There’s no price tag on our cars memories because you can’t buy them

Updated: Jun 12, 2020

“If I could go back I would…” Who hasn’t thought that a time or two?

“I can remember when…” Yeah, guilty of that one also.


There’s no price tag on our cars memories because you can’t buy them

Unfortunately we haven’t perfected time travel just yet, but that doesn’t stop us from being able to actually go back. Over the years there’s been a stable full of daily transportation and others some may call “performance” vehicles on standby. They get you from place to place in a vanilla sort of way with an occasional hint of wild cherry thrown in for variety. But in the back of the garage, off to itself sits another class of vehicle. The keeper.

The very thought of a perfectly good automobile sitting idly by seems to some folks, foolish. Throw in the fact that the car is one of the most sought after original classic muscle cars, and you’ll hear the word sacrilege more often. It seems not using a car as it was intended garners little more than a shrug if we are talking about a brand X econobox, but let one set of prying eyes see “what’s under the cover” and the conversation begins.



“That car was meant to be driven! If I had that car I’d drive the wheels off of it!” I’ve heard them all and frankly, I don’t care. The classic car market doesn’t give a damn about my half decade of memories with the car. “There’s no value” in that I was once told. That’s where you’ve got it all wrong.

Each day I walk past the car, I live life with it all over again. I still get to feel the cold steel of the same skinny door handle as my thumb pushes inward as the door pops open to greet you. The smell of original vinyl and 50+ year old loop carpet welcome me. A reel wood shift ball with pattern worn from use cradles my right hand while I pull the driver’s door closed with a truly solid sound, completely foreign today, behind me. Nothing about this time machine screams modern. Yet the others seem envious.



Pumping the gas pedal sends wafts of octane laden fumes into the cockpit like an aphrodisiac as the building clatter of a solid lifter engine blends harmoniously with the low guttural growl as the dual exhaust monster awakens. Many of today’s drivers scoff at the sight of this gas swilling, unapologetic dinosaur of another time, choosing instead to measure my carbon footprint from behind their disposable cups of overpriced coffee with a double shot of irony.


I mash the go pedal sweeping away their discontent.

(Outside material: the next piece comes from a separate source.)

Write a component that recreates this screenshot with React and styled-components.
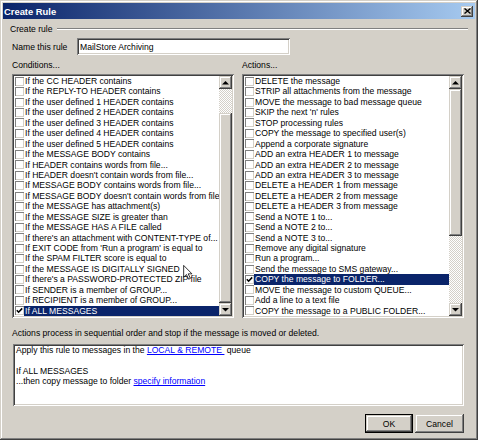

At some point in our lives we realize that while we are not old, we are no longer young. That days and weeks do eventually become years and those endless summers do one day in fact, end. Fortunately for us we were lucky enough to live in a time where pictures could be held, not just sent. A time of meeting friends, not friending people, and working delivering newspapers, cutting grass or flipping burgers was viewed as an opportunity and not a job looked down upon.


Coming of age was a driver’s license, not a cell phone. The open road, not the internet, and the cars that transported us there. Much like, actually exactly like the keeper that still occupies a coveted spot in my garage over a half a century later.

“If I could go back”…yeah, I hear it all the time and honestly I wouldn’t change a thing. Mostly because thankfully, I still can.